CHAPTER X
A DREAM
For while all things were in quiet silence and the night was in the midst of her swift course.... Then suddenly visions of horrible dreams troubled them sore, and terrors came upon them unlooked for.—Wisdom of Solomon, 18: 14: 17.
Dreams are rudiments of the great state to come.
For nearly two weeks after the Minister's talk with his uncle something of the old cheerfulness and peace returned to the house on Bath Street. To Marion her father was exceedingly kind and generous, and the girl was radiantly happy in his love and in the many beautiful gifts by which he proved it. But "the good and the not so good," which is, to some extent, the inheritance of us all, gave him no rest, though for some days he was able partially to control the strife. He had been too intense a believer to stand still and say nothing about his doubts; and when a Scotchman has cast off Calvin, and been unable to accept Kant, he is not an agreeable man in domestic life. He was morbid, but he was not insincere, and he was really desperate concerning the salvation of his own soul. So the busy gladness of Mrs. Caird about the wedding preparations and the joyous voice and radiant face of Marion, as the stream of love was bearing her gently to the Happy Isles, rasped and irritated him. He was beginning to feel that he had done enough—to wonder if he could not go away until the marriage was an accomplished fact. Everything about it, as far as he was concerned, had undergone the earth and been touched by disappointment; and nothing had brought him back the calm peace, the sweet content, the abiding strength that his old trust in the God of His Fathers had always given. The cynicism of lost faith infected his nature. He was even less courteous to all persons than he had ever been before. The man was deteriorating on every side.

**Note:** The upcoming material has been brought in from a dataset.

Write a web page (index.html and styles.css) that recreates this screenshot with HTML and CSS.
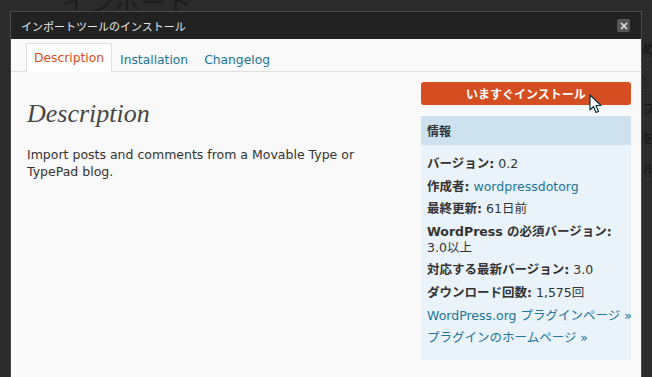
FILE: index.html
```html
<!DOCTYPE html>
<html lang="ja">

<head>
    <meta charset="UTF-8" />
    <title>インポートツールのインストール</title>
    <link rel="stylesheet" href="styles.css">
</head>

<body>
    <div class="backdrop">
        <div class="backdrop-title">インポート</div>
        <div class="backdrop-rows">
            <div class="backdrop-row">め</div>
            <div class="backdrop-row">›</div>
            <div class="backdrop-row">フ</div>
            <div class="backdrop-row">を</div>
            <div class="backdrop-row">ル</div>
        </div>
    </div>

    <div class="modal">
        <div class="modal-title">
            <span>インポートツールのインストール</span>
            <span class="modal-close">
                <svg width="8" height="8" viewBox="0 0 8 8">
                    <path d="M1 1 L7 7 M7 1 L1 7" stroke="#e6e6e6" stroke-width="1.6" />
                </svg>
            </span>
        </div>

        <div class="tabs">
            <a class="tab current">Description</a>
            <a class="tab">Installation</a>
            <a class="tab">Changelog</a>
        </div>

        <div class="modal-body">
            <div class="main-col">
                <h2>Description</h2>
                <p>Import posts and comments from a Movable Type or TypePad blog.</p>
            </div>

            <div class="side-col">
                <button class="install-btn">いますぐインストール</button>

                <div class="info-box">
                    <h3>情報</h3>
                    <ul>
                        <li><strong>バージョン:</strong> 0.2</li>
                        <li><strong>作成者:</strong> <a>wordpressdotorg</a></li>
                        <li><strong>最終更新:</strong> 61日前</li>
                        <li><strong>WordPress の必須バージョン:</strong> 3.0以上</li>
                        <li><strong>対応する最新バージョン:</strong> 3.0</li>
                        <li><strong>ダウンロード回数:</strong> 1,575回</li>
                        <li class="link-item"><a>WordPress.org プラグインページ &raquo;</a></li>
                        <li class="link-item"><a>プラグインのホームページ &raquo;</a></li>
                    </ul>
                </div>

                <svg class="cursor" width="13" height="20" viewBox="0 0 13 20">
                    <path d="M1 1 L1 16 L4.5 12.5 L7 18.5 L9.5 17.5 L7 11.5 L12 11.5 Z" fill="#fff" stroke="#0b3440" stroke-width="1.2" stroke-linejoin="round" />
                </svg>
            </div>
        </div>
    </div>
</body>

</html>
```

FILE: styles.css
```css
body {
    margin: 0;
    background-color: #2b2b2b;
    font-family: 'DejaVu Sans', 'Noto Sans CJK JP', sans-serif;
    overflow: hidden;
    height: 377px;
}

/* dimmed admin page behind the overlay */
.backdrop {
    position: relative;
    height: 377px;
}

.backdrop-title {
    position: absolute;
    left: 62px;
    top: -18px;
    font-family: 'Noto Sans CJK JP', sans-serif;
    font-size: 26px;
    color: #1d1d1d;
}

.backdrop-rows {
    position: absolute;
    left: 642px;
    top: 30px;
    width: 40px;
    font-family: 'Noto Sans CJK JP', sans-serif;
    font-size: 13px;
    color: #161616;
}

.backdrop-row {
    height: 30px;
    border-bottom: 1px solid #333;
    padding-top: 8px;
    box-sizing: border-box;
}

.modal {
    position: absolute;
    left: 10px;
    top: 11px;
    width: 630px;
    height: 380px;
    border: 1px solid #4c4c4c;
    border-bottom: none;
    background-color: #f9f9f9;
}

.modal-title {
    display: flex;
    justify-content: space-between;
    align-items: center;
    height: 27px;
    padding: 0 11px 0 10px;
    background-color: #222;
    color: #e8e8e8;
    font-family: 'Noto Sans CJK JP', sans-serif;
    font-size: 11px;
}

.modal-close {
    display: flex;
    justify-content: center;
    align-items: center;
    width: 13px;
    height: 13px;
    background-color: #555;
    border-radius: 2px;
}

.tabs {
    display: flex;
    align-items: flex-end;
    height: 32px;
    padding-left: 15px;
    border-bottom: 1px solid #dfdfdf;
}

.tab {
    padding: 0 7px;
    height: 26px;
    line-height: 28px;
    font-size: 12.3px;
    color: #21759b;
    border: 1px solid transparent;
    border-bottom: none;
    margin-bottom: -1px;
}

.tab.current {
    color: #d54e21;
    background-color: #fff;
    border-color: #dfdfdf;
    border-radius: 3px 3px 0 0;
    height: 28px;
}

.modal-body {
    display: flex;
    justify-content: space-between;
    padding: 10px 10px 0 16px;
}

.main-col {
    flex: 1;
    color: #333;
}

.main-col h2 {
    margin: 17px 0 0;
    font-family: 'Liberation Serif', serif;
    font-style: italic;
    font-weight: normal;
    font-size: 26px;
    color: #464646;
}

.main-col p {
    margin: 17px 0 0;
    width: 350px;
    font-size: 12.5px;
    line-height: 17px;
}

.side-col {
    position: relative;
    width: 210px;
}

.install-btn {
    display: block;
    width: 100%;
    height: 23px;
    border: none;
    border-radius: 3px;
    background-color: #d54e21;
    color: #fff;
    font-family: 'Noto Sans CJK JP', sans-serif;
    font-weight: bold;
    font-size: 12px;
    padding: 0;
}

.info-box {
    margin-top: 11px;
    background-color: #eaf2fa;
    padding-bottom: 10px;
}

.info-box h3 {
    margin: 0;
    height: 29px;
    line-height: 29px;
    padding-left: 6px;
    background-color: #cee1ef;
    font-family: 'Noto Sans CJK JP', sans-serif;
    font-size: 12px;
    color: #333;
}

.info-box ul {
    list-style: none;
    margin: 0;
    padding: 8px 4px 0 6px;
    font-family: 'DejaVu Sans', 'Noto Sans CJK JP', sans-serif;
    font-size: 12.5px;
    color: #333;
}

.info-box li {
    line-height: 16px;
    padding: 3px 0 3.6px;
}

.info-box li.link-item {
    white-space: nowrap;
}

.info-box a {
    color: #21759b;
}

.cursor {
    position: absolute;
    left: 168px;
    top: 12px;
}
```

"Oh, the regrets! the struggles and the failings!
Oh, the days desolate! the wasted years!"
To such mournful refrains he walked, hour after hour, the crowded streets and the narrow spaces of his own rooms; for he felt, even as St. Paul did, that, if all this great scheme of Christianity were not true, then its preachers were of all men most miserable. Generally speaking, poor Burns' prayer that we might see ourselves as others see us is surely an injudicious one, but if the Minister could have been favored with one day's observation of Ian Macrae, as he really appeared to his family, it might at least have given him food for reflection.

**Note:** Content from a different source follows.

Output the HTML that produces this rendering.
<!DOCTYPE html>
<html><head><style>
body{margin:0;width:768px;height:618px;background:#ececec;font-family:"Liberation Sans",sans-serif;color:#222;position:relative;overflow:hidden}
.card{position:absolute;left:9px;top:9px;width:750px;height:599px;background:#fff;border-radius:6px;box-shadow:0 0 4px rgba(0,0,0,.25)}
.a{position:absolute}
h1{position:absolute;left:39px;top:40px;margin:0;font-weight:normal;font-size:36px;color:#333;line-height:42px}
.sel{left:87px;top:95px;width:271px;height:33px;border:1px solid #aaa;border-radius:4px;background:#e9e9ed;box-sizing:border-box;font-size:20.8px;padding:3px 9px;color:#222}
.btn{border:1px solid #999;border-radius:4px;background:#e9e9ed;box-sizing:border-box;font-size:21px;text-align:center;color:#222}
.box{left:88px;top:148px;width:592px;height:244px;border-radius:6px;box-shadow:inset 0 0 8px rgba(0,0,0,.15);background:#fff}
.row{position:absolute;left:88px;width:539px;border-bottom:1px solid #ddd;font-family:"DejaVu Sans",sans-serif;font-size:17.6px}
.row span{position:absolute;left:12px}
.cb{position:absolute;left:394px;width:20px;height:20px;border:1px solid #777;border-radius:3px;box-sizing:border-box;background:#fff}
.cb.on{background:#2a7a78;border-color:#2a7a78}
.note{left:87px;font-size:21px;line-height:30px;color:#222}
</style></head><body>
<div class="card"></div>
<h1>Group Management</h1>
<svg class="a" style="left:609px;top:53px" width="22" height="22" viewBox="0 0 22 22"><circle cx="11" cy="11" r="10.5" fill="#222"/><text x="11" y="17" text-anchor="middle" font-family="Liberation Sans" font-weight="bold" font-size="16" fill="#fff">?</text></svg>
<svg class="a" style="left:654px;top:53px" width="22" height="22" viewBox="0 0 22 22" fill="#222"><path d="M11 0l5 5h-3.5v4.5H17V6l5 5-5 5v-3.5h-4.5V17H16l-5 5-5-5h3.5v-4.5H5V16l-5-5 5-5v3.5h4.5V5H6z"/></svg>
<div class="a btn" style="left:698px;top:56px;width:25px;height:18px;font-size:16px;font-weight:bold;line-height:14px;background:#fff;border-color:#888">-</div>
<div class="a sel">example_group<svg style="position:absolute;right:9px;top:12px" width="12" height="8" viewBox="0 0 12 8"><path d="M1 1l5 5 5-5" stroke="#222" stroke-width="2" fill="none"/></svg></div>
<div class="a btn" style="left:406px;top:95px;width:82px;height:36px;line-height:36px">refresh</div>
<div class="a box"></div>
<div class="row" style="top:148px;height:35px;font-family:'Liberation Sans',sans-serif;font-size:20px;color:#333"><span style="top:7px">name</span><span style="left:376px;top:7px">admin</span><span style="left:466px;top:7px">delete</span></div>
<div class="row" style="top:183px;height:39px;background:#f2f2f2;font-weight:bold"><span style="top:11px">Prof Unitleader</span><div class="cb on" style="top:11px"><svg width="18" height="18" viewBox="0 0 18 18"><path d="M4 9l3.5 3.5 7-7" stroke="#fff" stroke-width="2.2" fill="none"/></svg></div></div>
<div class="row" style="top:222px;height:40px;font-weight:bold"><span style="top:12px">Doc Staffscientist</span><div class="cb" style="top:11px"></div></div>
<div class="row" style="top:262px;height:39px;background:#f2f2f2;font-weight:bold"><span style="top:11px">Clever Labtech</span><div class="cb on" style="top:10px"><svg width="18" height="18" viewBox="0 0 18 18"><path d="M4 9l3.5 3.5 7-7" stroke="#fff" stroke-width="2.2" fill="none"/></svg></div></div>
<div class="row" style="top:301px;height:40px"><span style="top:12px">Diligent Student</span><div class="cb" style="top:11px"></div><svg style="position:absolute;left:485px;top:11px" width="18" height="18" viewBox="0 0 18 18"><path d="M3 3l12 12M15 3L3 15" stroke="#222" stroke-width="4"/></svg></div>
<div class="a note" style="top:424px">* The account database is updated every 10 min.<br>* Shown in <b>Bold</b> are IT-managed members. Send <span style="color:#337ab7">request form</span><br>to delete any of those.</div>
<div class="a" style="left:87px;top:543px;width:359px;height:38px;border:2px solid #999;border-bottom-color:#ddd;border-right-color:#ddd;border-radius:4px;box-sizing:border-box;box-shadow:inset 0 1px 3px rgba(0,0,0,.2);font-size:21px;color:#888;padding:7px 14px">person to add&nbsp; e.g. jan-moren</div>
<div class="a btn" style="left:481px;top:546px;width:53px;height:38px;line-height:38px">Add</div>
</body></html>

After a day of great depression, partly due to the marriage preparations and gloomy atmospheric conditions, but mainly, no doubt, to his wretched spiritual state, he went one evening to a session at the Church of the Disciples. He wondered at himself for going and his elders and deacons wondered at his presence. He was lost in thought, took no interest in the financial report of the treasurer, and left the meeting before it closed.
"The Minister was not heeding whether the Church was in good financial standing or not," said Deacon Crawford, "and I never saw such a look on any man's face. It comes back, and back, into my mind."